Phew! Done! We have now answered the third question. Let's now tackle the second and fourth questions. Why is \(\rho_{XY}\) a measure of linearrelationship? And why does \(\rho_{XY}\) close to −1 or +1 indicate a strong linear relationship? Well, we defined \(K(b)\) so that it measures the distance of the points \((x_0,y_0)\) in the joint support \(S\) to a line. Therefore, \(\rho_{XY}\) necessarily must concern a linear relationship, and no other. Now, we can take it a step further. The smaller \(K(b)\) is, the closer the points are to the line:

\(K(b)\) is smallest, 0, when \(\rho_{XY}\) is −1 or +1. In that case, the points fall right on the line, indicating a perfect linear relationship.

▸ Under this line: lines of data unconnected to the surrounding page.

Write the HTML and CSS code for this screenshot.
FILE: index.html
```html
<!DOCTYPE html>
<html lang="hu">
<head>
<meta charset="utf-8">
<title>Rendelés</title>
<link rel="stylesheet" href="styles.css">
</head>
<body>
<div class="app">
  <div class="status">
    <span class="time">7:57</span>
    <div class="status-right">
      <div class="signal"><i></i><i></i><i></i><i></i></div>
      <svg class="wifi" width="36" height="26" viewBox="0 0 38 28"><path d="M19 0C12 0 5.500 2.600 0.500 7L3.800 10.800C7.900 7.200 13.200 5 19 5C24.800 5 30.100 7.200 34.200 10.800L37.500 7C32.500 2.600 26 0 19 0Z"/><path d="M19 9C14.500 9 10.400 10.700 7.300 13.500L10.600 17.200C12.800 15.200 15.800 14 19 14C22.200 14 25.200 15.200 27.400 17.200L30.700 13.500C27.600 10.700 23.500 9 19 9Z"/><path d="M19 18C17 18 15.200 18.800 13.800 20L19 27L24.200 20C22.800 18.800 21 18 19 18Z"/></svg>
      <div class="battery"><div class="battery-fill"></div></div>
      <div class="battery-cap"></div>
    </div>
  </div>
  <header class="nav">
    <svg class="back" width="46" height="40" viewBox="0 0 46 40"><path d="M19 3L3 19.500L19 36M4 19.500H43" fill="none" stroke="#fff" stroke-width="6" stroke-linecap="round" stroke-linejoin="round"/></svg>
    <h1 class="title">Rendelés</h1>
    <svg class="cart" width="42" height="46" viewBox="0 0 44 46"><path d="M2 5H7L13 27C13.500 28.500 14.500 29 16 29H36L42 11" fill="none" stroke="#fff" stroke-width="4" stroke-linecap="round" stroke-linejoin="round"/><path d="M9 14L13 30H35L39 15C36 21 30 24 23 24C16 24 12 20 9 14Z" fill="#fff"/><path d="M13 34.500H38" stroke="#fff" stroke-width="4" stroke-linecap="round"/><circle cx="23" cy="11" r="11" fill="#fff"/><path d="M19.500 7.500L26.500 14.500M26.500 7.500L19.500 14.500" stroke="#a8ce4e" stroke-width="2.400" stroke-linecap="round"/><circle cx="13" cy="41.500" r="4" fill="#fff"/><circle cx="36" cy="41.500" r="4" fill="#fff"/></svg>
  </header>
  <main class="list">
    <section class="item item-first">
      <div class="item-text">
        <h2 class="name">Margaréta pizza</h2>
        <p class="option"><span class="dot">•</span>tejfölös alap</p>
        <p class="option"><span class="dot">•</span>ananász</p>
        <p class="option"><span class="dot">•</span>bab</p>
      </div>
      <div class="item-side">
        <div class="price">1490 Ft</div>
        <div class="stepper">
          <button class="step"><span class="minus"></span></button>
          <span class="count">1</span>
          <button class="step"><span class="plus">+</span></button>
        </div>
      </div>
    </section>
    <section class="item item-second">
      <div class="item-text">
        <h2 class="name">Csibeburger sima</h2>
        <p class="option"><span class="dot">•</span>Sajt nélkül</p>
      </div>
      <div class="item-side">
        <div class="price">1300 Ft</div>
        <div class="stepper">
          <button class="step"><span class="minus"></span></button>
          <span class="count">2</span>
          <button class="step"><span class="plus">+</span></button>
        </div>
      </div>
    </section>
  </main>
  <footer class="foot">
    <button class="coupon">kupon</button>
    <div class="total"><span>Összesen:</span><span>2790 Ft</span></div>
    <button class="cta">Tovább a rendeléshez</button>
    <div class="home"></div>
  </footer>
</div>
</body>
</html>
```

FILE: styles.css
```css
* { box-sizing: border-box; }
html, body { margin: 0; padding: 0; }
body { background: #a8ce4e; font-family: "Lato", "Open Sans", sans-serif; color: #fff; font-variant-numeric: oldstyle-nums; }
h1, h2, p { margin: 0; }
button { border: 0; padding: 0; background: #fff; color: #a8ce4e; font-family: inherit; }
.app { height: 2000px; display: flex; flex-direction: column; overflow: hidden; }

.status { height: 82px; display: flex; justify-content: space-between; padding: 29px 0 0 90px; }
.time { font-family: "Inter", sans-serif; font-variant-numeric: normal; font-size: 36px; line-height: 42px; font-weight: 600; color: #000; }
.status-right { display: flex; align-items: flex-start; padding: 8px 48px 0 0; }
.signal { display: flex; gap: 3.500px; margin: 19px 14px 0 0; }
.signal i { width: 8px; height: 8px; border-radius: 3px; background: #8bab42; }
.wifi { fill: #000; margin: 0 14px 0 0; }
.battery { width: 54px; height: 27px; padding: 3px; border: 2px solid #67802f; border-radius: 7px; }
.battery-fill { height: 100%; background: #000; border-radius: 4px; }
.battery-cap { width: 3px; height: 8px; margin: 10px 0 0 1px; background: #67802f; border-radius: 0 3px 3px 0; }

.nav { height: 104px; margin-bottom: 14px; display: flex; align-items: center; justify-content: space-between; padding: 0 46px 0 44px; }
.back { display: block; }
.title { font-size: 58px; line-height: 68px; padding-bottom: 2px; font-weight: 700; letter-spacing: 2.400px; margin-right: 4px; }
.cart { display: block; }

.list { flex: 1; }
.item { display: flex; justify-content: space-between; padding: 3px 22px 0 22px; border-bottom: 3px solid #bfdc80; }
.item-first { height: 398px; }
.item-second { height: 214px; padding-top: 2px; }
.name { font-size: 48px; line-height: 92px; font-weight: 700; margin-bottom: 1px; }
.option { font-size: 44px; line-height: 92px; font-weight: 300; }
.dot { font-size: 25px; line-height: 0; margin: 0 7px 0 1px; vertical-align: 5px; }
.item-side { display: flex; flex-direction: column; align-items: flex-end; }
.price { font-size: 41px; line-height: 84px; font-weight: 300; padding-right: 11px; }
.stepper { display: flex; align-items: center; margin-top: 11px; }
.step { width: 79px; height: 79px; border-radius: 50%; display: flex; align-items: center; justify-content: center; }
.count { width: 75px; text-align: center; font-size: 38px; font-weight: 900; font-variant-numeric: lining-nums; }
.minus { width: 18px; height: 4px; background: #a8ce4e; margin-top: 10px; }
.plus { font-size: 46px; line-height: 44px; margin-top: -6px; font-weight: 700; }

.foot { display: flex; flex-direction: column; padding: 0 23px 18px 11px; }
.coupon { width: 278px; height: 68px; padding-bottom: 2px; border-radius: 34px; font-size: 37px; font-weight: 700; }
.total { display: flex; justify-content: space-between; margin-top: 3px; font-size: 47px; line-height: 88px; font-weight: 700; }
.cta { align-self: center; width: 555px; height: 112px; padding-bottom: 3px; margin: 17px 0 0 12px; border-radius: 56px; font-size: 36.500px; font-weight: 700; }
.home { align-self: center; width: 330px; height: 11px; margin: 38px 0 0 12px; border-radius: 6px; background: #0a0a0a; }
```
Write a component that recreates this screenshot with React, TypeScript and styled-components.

\(K(b)\) is largest, \(\sigma^2_Y\) , when \(\rho_{XY}\) is 0. In that case, the points fall far away from the line, indicating a weak linear relationship.

So, there we have it! All four questions posed, and all four questions answered! We should all now have a fairly good understanding of the value of knowing the correlation between two random variables \(X\) and \(Y\).